= What is expected =
Pick out each line containing the string "index".
______
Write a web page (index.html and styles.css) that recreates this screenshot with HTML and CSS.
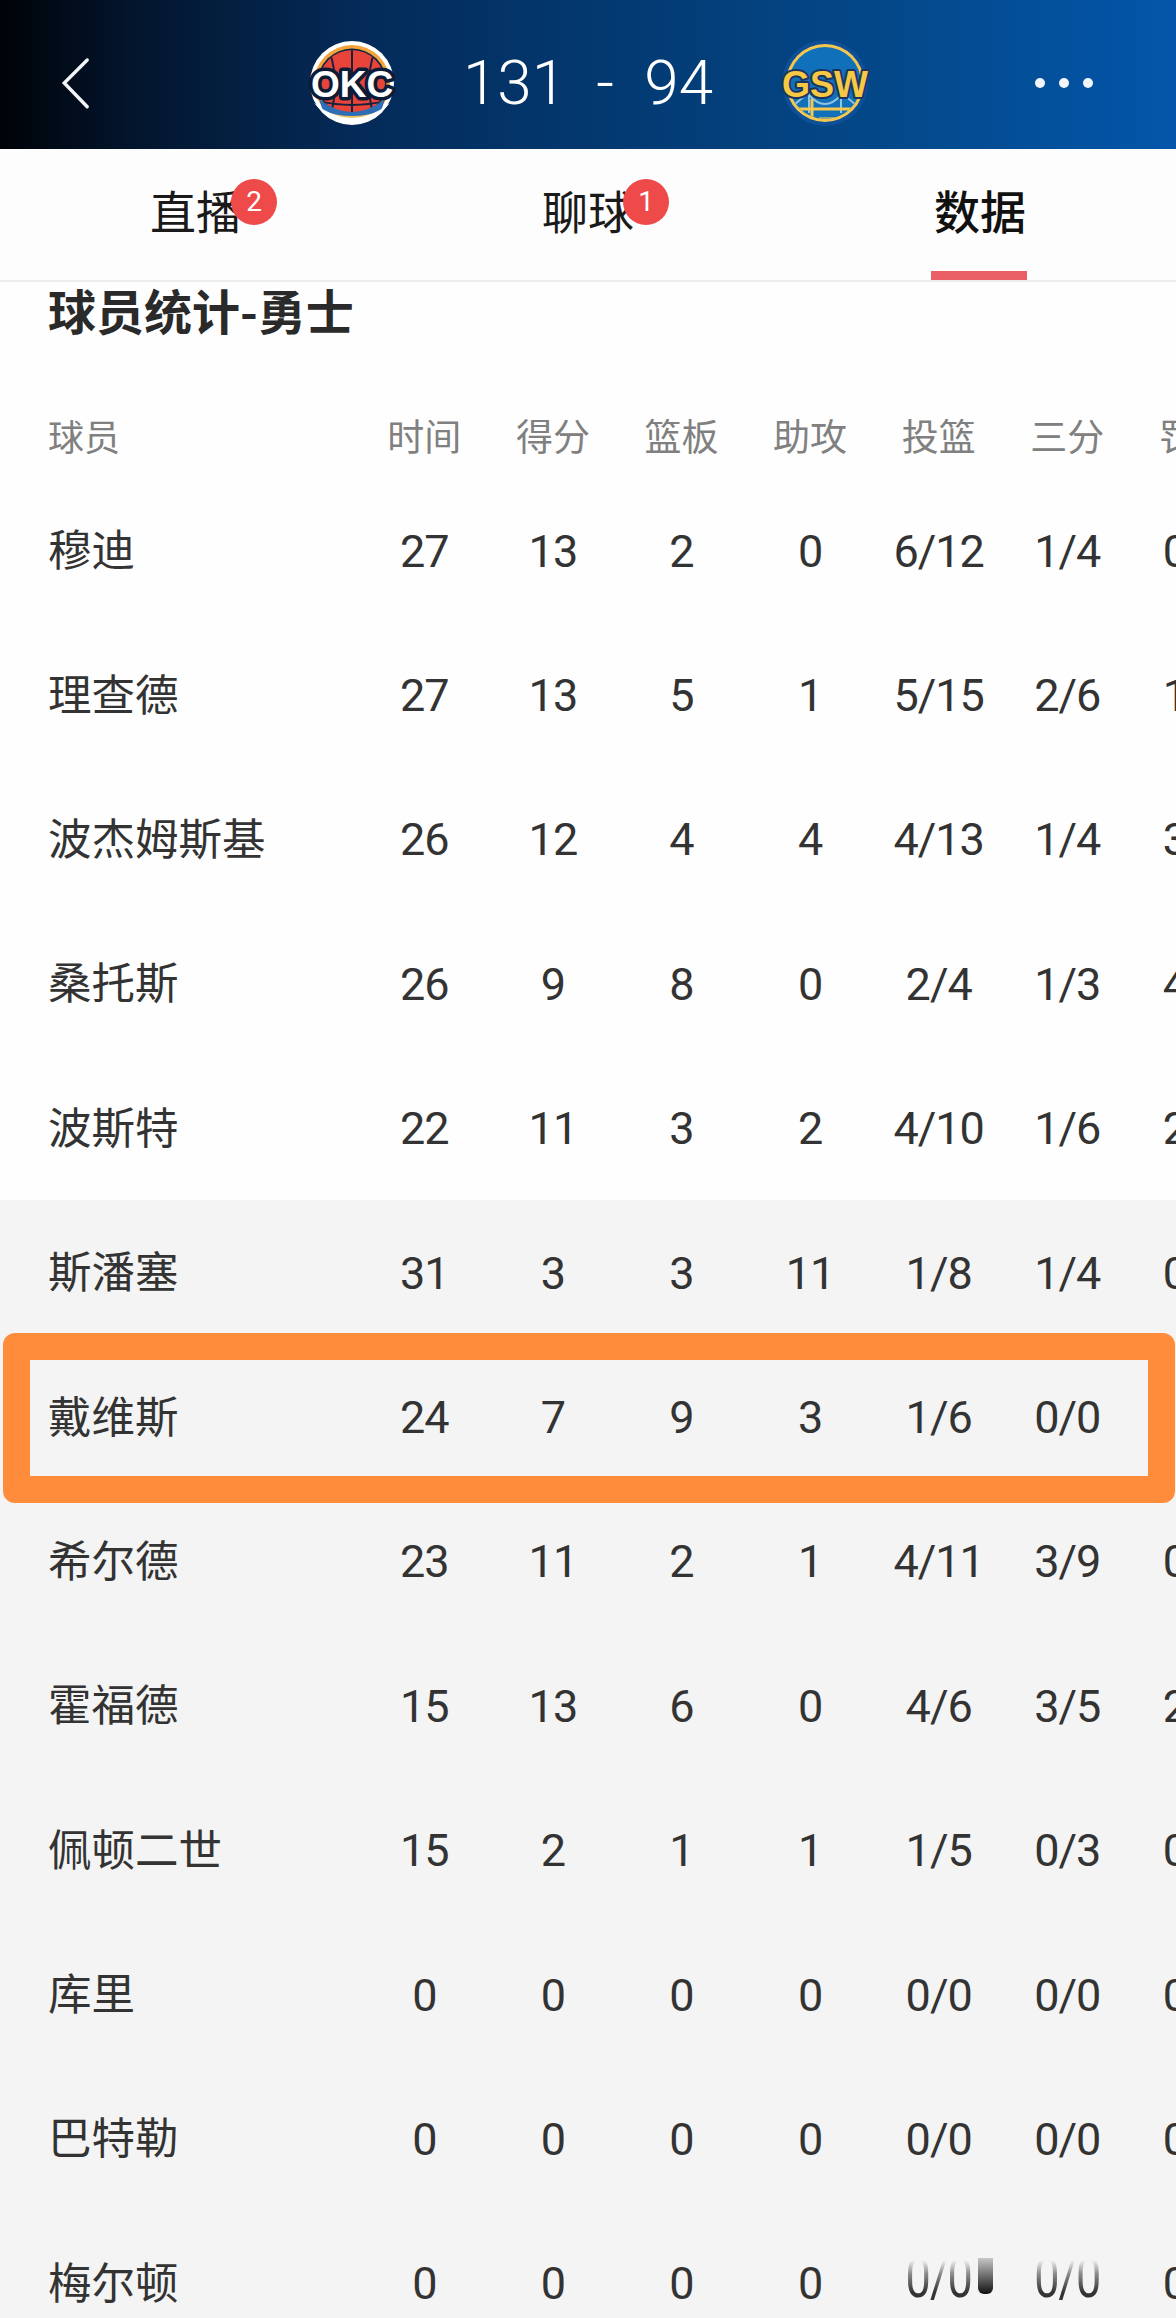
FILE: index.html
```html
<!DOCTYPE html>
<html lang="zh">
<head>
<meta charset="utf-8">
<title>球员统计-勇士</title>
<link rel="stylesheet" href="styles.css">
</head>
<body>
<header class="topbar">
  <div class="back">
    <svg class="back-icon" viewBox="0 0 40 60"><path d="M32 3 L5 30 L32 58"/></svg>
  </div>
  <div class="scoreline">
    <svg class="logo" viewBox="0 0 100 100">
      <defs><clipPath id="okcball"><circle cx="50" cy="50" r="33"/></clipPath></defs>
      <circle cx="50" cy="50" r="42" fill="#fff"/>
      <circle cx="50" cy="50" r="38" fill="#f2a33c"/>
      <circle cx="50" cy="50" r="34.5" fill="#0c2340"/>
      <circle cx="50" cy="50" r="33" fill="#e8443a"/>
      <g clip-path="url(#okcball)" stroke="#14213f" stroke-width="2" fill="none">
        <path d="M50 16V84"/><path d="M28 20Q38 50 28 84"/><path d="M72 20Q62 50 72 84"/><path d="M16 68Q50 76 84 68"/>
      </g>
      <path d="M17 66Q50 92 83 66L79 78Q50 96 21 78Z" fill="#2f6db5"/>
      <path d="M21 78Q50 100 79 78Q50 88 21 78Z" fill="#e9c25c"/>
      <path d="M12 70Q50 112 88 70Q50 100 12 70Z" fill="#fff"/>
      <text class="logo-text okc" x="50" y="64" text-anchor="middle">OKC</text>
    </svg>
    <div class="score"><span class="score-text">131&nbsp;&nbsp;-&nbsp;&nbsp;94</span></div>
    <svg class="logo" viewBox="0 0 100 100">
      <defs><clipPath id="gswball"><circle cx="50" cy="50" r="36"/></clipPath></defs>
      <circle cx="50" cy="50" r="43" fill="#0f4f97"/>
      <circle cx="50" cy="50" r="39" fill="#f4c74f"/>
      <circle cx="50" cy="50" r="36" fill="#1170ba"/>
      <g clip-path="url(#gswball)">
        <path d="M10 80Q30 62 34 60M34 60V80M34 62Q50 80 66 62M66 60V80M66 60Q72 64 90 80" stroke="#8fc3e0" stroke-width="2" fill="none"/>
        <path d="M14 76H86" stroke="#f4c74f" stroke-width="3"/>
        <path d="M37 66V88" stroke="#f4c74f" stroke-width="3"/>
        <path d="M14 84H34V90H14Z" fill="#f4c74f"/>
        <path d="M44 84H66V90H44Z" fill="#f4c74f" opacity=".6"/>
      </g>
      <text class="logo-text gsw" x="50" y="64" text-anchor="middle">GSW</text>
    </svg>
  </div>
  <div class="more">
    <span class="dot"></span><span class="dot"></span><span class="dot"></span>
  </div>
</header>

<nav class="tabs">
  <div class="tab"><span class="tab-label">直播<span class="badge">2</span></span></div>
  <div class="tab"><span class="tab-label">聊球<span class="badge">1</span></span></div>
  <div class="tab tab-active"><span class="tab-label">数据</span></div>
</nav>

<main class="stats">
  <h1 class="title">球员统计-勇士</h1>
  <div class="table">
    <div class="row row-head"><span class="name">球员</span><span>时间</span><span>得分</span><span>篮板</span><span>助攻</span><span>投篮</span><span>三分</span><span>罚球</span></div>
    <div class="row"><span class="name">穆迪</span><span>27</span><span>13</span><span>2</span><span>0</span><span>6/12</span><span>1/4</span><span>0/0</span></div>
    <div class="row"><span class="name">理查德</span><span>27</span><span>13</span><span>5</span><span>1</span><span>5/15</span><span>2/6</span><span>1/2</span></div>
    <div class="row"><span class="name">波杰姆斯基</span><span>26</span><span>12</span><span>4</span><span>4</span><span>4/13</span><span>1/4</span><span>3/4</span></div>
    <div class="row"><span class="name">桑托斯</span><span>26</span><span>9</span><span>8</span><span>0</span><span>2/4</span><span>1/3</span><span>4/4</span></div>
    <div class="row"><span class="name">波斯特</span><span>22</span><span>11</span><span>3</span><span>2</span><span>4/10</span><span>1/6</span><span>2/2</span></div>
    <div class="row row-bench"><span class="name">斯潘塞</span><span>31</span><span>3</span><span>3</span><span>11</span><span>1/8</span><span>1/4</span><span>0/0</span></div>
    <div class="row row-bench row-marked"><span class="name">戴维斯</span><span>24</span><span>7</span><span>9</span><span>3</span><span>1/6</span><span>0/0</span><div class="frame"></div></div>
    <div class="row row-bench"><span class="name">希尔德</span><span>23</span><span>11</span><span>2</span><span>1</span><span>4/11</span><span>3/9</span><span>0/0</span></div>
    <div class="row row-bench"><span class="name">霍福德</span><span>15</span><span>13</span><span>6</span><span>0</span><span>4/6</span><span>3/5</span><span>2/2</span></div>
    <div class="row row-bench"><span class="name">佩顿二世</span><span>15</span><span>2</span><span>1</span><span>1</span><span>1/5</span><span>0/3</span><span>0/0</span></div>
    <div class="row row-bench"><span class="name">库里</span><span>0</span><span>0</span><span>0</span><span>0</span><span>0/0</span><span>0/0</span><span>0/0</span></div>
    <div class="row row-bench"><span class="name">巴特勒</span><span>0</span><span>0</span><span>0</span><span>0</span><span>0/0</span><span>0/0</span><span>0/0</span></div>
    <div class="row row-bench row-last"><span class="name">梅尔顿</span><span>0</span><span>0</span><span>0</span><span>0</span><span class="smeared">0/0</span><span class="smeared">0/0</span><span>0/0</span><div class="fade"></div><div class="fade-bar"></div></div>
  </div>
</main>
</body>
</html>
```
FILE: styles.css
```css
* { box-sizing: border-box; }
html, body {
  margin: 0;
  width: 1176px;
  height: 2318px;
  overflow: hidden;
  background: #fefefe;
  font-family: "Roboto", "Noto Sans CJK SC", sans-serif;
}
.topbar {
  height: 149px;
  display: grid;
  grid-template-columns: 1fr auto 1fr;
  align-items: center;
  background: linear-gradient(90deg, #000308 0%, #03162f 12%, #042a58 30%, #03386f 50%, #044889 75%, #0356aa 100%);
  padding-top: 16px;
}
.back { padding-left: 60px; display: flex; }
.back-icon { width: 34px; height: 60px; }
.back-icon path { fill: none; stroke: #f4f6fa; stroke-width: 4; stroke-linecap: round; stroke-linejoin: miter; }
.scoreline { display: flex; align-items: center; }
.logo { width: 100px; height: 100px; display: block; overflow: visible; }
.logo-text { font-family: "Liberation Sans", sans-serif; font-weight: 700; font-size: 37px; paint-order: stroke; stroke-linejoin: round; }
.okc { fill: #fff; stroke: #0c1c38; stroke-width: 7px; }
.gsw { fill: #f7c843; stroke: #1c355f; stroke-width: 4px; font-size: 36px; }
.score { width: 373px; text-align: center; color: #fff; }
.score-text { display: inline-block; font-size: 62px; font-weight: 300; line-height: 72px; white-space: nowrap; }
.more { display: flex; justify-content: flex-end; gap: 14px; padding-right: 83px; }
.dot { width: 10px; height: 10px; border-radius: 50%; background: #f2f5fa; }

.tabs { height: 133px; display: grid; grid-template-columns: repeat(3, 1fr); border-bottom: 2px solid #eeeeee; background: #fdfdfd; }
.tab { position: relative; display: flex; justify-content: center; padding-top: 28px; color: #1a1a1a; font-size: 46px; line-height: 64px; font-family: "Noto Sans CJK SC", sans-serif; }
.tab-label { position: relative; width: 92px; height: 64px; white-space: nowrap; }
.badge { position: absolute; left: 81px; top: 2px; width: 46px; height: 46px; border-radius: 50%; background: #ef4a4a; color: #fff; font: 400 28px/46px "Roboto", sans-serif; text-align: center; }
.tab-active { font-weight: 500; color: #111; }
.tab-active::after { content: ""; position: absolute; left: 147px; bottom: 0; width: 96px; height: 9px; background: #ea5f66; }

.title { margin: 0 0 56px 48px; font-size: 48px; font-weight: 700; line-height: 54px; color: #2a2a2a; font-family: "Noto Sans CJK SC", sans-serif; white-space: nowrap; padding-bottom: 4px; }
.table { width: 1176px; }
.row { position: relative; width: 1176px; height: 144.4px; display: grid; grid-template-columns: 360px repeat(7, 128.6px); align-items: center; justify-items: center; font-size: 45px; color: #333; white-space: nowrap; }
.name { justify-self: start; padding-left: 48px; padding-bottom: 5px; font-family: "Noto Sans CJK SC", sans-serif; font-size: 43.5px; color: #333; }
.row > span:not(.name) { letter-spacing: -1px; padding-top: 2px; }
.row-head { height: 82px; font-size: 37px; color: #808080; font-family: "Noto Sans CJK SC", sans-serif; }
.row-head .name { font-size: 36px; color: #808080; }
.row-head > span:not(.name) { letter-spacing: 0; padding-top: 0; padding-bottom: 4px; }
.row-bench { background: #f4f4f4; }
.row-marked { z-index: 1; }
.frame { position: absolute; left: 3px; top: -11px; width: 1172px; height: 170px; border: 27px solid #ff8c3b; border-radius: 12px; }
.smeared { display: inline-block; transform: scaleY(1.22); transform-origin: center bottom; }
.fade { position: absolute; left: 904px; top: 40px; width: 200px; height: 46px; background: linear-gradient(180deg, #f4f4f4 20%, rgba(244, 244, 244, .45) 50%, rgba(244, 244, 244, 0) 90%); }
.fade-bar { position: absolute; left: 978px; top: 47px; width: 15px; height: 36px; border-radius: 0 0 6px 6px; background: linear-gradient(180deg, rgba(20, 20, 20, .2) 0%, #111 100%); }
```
______
= Task output =
Write a web page (index.html and styles.css) that recreates this screenshot with HTML and CSS.
FILE: index.html
.row-marked { z-index: 1; }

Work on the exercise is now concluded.